REQUIRED WORK: No images are to be carried over; print all other material exactly as it stands.

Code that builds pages

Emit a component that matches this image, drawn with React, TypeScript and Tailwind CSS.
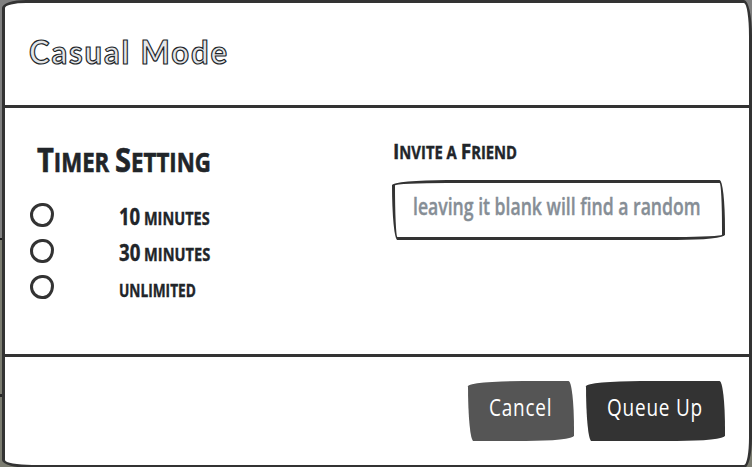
const sketch = 'rounded-[255px_25px_225px_25px/25px_225px_25px_255px]';

const options = [
  { first: '10', rest: ' minutes', fit: 'scale-x-[0.805] top-[2px]' },
  { first: '30', rest: ' minutes', fit: 'scale-x-[0.81] top-[2px]' },
  { first: '', rest: 'unlimited', fit: 'scale-x-[0.76] top-[2px]' },
];

function Backdrop() {
  return (
    <div className="absolute inset-0 -z-10 flex flex-col">
      <div className="h-[238px] bg-[#808080]" />
      <div className="h-[2px] bg-[#1a1a1a]" />
      <div className="h-[154px] bg-[#7b7c70]" />
      <div className="h-[3px] bg-[#292929]" />
      <div className="flex-1 bg-[#7b7c70]" />
    </div>
  );
}

export default function App() {
  return (
    <div className="relative isolate h-[467px] w-[752px] overflow-hidden pl-[2px] font-['Open_Sans',sans-serif] text-[#212529]">
      <Backdrop />
      <div className="flex h-[468px] w-[750px] flex-col rounded-[24px_8px_8px_30px/8px_36px_30px_8px] border-[3px] border-[#333] bg-white">
        <header className="flex h-[105px] shrink-0 items-center border-b-[3px] border-[#333] px-6">
          <h1 className="-mt-[6px] origin-left scale-x-[0.94] whitespace-nowrap font-['Lato',sans-serif] text-[33px] leading-none font-bold tracking-[2px] text-[#e4e6e8] [-webkit-text-stroke:1.2px_#212529]">
            Casual Mode
          </h1>
        </header>
        <main className="flex h-[249px] shrink-0 border-b-[3px] border-[#333] px-6">
          <section className="w-[363px] pt-[31px]">
            <h2 className="ml-2 h-[40px] origin-left scale-x-[0.855] whitespace-nowrap text-[26px] leading-[40px] font-bold uppercase [-webkit-text-stroke:0.6px_#212529]">
              <span className="text-[34px]">T</span>imer <span className="text-[34px]">S</span>etting
            </h2>
            <div className="mt-[18px] flex flex-col gap-3 pt-[6px]">
              {options.map((o) => (
                <label key={o.first + o.rest} className="flex h-6 items-center">
                  <input
                    type="radio"
                    name="timer"
                    className="m-0 ml-px size-6 shrink-0 appearance-none rounded-[50%_45%_45%_50%/50%_45%_55%_50%] border-[3px] border-[#333]"
                  />
                  <span className={`relative ml-[65px] origin-left whitespace-pre text-[18px] leading-6 font-bold uppercase [-webkit-text-stroke:0.4px_#212529] ${o.fit}`}>
                    <span className="text-[23px]">{o.first}</span>
                    {o.rest}
                  </span>
                </label>
              ))}
            </div>
          </section>
          <section className="w-[333px] pt-[30px]">
            <h3 className="ml-px h-6 origin-left scale-x-[0.87] whitespace-nowrap text-[17px] leading-6 font-bold uppercase [-webkit-text-stroke:0.4px_#212529]">
              <span className="text-[22px]">I</span>nvite a <span className="text-[22px]">F</span>riend
            </h3>
            <div className={`mt-[18px] flex h-[60px] w-[333px] items-center border-[3px] border-[#333] pl-[18px] ${sketch}`}>
              <span className="-mt-[8px] origin-left scale-x-[0.734] whitespace-nowrap text-[24px] leading-none font-semibold text-[#868e96] [-webkit-text-stroke:0.4px_#868e96]">
                leaving it blank will find a random
              </span>
            </div>
          </section>
        </main>
        <footer className="flex flex-1 justify-end gap-3 pt-6 pr-6">
          <button className={`flex h-[60px] w-[106px] items-center bg-[#555] pl-[21px] text-white ${sketch}`}>
            <span className="-mt-[9px] origin-left scale-x-[0.79] whitespace-nowrap text-[24px] leading-none tracking-[1px]">
              Cancel
            </span>
          </button>
          <button className={`flex h-[60px] w-[139px] items-center bg-[#333] pl-[21px] text-white ${sketch}`}>
            <span className="-mt-[9px] origin-left scale-x-[0.79] whitespace-nowrap text-[24px] leading-none tracking-[1px]">
              Queue Up
            </span>
          </button>
        </footer>
      </div>
    </div>
  );
}
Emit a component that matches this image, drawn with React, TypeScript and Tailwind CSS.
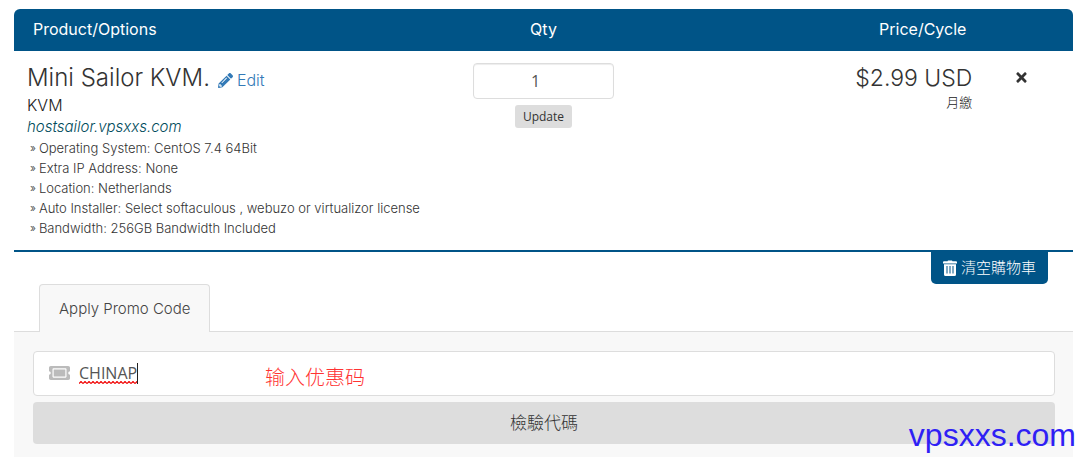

THE REPLY:
Emit a component that matches this image, drawn with React, TypeScript and Tailwind CSS.
const sketch = 'rounded-[255px_25px_225px_25px/25px_225px_25px_255px]';

const options = [
  { first: '10', rest: ' minutes', fit: 'scale-x-[0.805] top-[2px]' },
  { first: '30', rest: ' minutes', fit: 'scale-x-[0.81] top-[2px]' },
  { first: '', rest: 'unlimited', fit: 'scale-x-[0.76] top-[2px]' },
];

function Backdrop() {
  return (
    <div className="absolute inset-0 -z-10 flex flex-col">
      <div className="h-[238px] bg-[#808080]" />
      <div className="h-[2px] bg-[#1a1a1a]" />
      <div className="h-[154px] bg-[#7b7c70]" />
      <div className="h-[3px] bg-[#292929]" />
      <div className="flex-1 bg-[#7b7c70]" />
    </div>
  );
}

export default function App() {
  return (
    <div className="relative isolate h-[467px] w-[752px] overflow-hidden pl-[2px] font-['Open_Sans',sans-serif] text-[#212529]">
      <Backdrop />
      <div className="flex h-[468px] w-[750px] flex-col rounded-[24px_8px_8px_30px/8px_36px_30px_8px] border-[3px] border-[#333] bg-white">
        <header className="flex h-[105px] shrink-0 items-center border-b-[3px] border-[#333] px-6">
          <h1 className="-mt-[6px] origin-left scale-x-[0.94] whitespace-nowrap font-['Lato',sans-serif] text-[33px] leading-none font-bold tracking-[2px] text-[#e4e6e8] [-webkit-text-stroke:1.2px_#212529]">
            Casual Mode
          </h1>
        </header>
        <main className="flex h-[249px] shrink-0 border-b-[3px] border-[#333] px-6">
          <section className="w-[363px] pt-[31px]">
            <h2 className="ml-2 h-[40px] origin-left scale-x-[0.855] whitespace-nowrap text-[26px] leading-[40px] font-bold uppercase [-webkit-text-stroke:0.6px_#212529]">
              <span className="text-[34px]">T</span>imer <span className="text-[34px]">S</span>etting
            </h2>
            <div className="mt-[18px] flex flex-col gap-3 pt-[6px]">
              {options.map((o) => (
                <label key={o.first + o.rest} className="flex h-6 items-center">
                  <input
                    type="radio"
                    name="timer"
                    className="m-0 ml-px size-6 shrink-0 appearance-none rounded-[50%_45%_45%_50%/50%_45%_55%_50%] border-[3px] border-[#333]"
                  />
                  <span className={`relative ml-[65px] origin-left whitespace-pre text-[18px] leading-6 font-bold uppercase [-webkit-text-stroke:0.4px_#212529] ${o.fit}`}>
                    <span className="text-[23px]">{o.first}</span>
                    {o.rest}
                  </span>
                </label>
              ))}
            </div>
          </section>
          <section className="w-[333px] pt-[30px]">
            <h3 className="ml-px h-6 origin-left scale-x-[0.87] whitespace-nowrap text-[17px] leading-6 font-bold uppercase [-webkit-text-stroke:0.4px_#212529]">
              <span className="text-[22px]">I</span>nvite a <span className="text-[22px]">F</span>riend
            </h3>
            <div className={`mt-[18px] flex h-[60px] w-[333px] items-center border-[3px] border-[#333] pl-[18px] ${sketch}`}>
              <span className="-mt-[8px] origin-left scale-x-[0.734] whitespace-nowrap text-[24px] leading-none font-semibold text-[#868e96] [-webkit-text-stroke:0.4px_#868e96]">
                leaving it blank will find a random
              </span>
            </div>
          </section>
        </main>
        <footer className="flex flex-1 justify-end gap-3 pt-6 pr-6">
          <button className={`flex h-[60px] w-[106px] items-center bg-[#555] pl-[21px] text-white ${sketch}`}>
            <span className="-mt-[9px] origin-left scale-x-[0.79] whitespace-nowrap text-[24px] leading-none tracking-[1px]">
              Cancel
            </span>
          </button>
          <button className={`flex h-[60px] w-[139px] items-center bg-[#333] pl-[21px] text-white ${sketch}`}>
            <span className="-mt-[9px] origin-left scale-x-[0.79] whitespace-nowrap text-[24px] leading-none tracking-[1px]">
              Queue Up
            </span>
          </button>
        </footer>
      </div>
    </div>
  );
}
Emit a component that matches this image, drawn with React, TypeScript and Tailwind CSS.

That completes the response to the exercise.